DATA
☆ ☆ ☆

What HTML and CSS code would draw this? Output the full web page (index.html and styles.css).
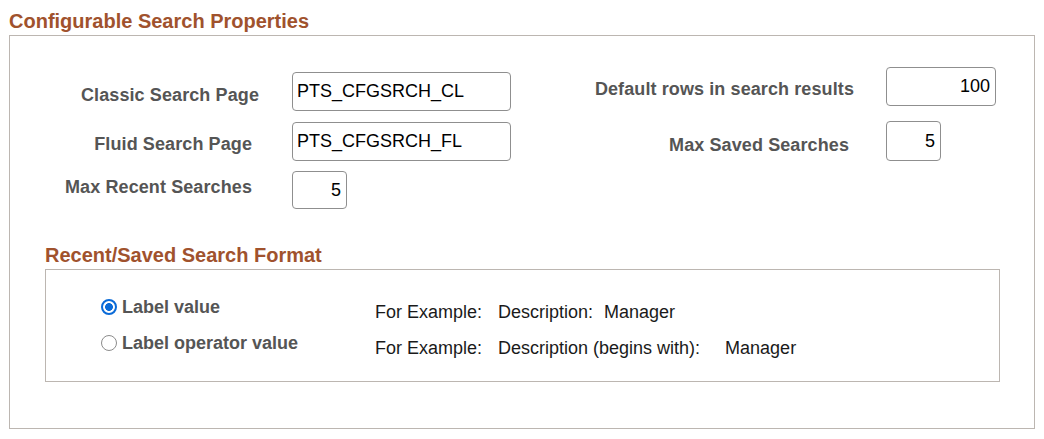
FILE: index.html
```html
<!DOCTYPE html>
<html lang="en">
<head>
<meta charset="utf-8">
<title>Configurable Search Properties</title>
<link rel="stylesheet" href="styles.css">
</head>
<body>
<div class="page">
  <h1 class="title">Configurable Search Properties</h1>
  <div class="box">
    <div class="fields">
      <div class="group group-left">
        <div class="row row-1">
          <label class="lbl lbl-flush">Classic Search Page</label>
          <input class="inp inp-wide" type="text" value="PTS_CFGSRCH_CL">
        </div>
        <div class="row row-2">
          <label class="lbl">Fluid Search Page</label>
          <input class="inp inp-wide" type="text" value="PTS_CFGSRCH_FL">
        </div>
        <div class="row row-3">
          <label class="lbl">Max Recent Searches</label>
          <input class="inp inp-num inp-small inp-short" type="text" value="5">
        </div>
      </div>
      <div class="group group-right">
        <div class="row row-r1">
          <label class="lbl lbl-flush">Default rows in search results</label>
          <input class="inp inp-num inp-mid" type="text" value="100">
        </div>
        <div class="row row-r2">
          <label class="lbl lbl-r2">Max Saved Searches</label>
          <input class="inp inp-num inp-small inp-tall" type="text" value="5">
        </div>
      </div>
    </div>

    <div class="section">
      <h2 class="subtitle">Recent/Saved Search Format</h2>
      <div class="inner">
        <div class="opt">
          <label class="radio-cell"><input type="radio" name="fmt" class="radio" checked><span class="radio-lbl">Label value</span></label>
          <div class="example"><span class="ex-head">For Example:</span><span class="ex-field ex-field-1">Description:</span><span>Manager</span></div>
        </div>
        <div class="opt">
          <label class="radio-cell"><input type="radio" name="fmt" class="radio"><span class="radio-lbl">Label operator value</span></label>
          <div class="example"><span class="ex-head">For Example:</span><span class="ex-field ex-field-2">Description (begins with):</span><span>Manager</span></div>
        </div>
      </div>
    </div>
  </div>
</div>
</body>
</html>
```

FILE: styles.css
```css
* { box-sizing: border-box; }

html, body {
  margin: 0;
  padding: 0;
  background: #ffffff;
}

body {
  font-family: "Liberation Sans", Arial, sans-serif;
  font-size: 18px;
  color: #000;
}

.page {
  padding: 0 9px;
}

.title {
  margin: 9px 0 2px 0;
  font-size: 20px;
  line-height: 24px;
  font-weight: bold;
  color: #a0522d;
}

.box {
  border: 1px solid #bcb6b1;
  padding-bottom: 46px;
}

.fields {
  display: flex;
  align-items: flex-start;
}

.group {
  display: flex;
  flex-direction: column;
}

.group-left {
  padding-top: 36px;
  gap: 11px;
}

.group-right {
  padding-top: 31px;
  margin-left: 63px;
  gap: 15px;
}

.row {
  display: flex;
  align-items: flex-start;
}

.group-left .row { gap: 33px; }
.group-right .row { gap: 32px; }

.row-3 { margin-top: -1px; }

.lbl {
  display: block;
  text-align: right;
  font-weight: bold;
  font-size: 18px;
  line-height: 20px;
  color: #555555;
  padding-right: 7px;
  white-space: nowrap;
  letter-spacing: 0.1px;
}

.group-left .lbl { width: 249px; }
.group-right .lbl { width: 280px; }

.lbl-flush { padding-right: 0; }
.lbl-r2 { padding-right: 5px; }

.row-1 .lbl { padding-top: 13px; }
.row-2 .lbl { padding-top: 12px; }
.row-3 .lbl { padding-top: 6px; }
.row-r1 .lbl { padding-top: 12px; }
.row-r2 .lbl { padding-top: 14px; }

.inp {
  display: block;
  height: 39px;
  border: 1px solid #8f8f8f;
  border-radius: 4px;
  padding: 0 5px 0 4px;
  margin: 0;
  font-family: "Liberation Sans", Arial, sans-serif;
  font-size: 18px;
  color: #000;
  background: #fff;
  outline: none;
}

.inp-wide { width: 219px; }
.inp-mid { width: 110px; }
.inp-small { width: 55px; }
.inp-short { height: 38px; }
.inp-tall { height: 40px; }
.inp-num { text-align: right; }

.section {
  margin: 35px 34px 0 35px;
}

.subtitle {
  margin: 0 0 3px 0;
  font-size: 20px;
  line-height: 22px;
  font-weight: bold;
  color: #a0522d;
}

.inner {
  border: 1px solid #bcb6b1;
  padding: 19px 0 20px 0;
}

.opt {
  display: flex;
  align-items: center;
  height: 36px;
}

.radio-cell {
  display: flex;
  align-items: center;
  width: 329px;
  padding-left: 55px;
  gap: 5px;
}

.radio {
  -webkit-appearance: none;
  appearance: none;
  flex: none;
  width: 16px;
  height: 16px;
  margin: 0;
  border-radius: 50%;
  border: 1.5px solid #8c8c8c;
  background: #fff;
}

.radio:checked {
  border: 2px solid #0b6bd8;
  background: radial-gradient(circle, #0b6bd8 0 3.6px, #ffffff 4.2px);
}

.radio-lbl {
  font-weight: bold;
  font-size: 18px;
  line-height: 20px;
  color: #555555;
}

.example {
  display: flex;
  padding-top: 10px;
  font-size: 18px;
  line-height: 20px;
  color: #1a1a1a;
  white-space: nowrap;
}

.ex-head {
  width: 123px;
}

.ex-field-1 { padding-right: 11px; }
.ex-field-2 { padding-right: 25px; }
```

☆ ☆ ☆

GIVEN TASK
Take each line of the material that contains the word "styles" and list it.

RESPONSE TO THE TASK
What HTML and CSS code would draw this? Output the full web page (index.html and styles.css).
<link rel="stylesheet" href="styles.css">
FILE: styles.css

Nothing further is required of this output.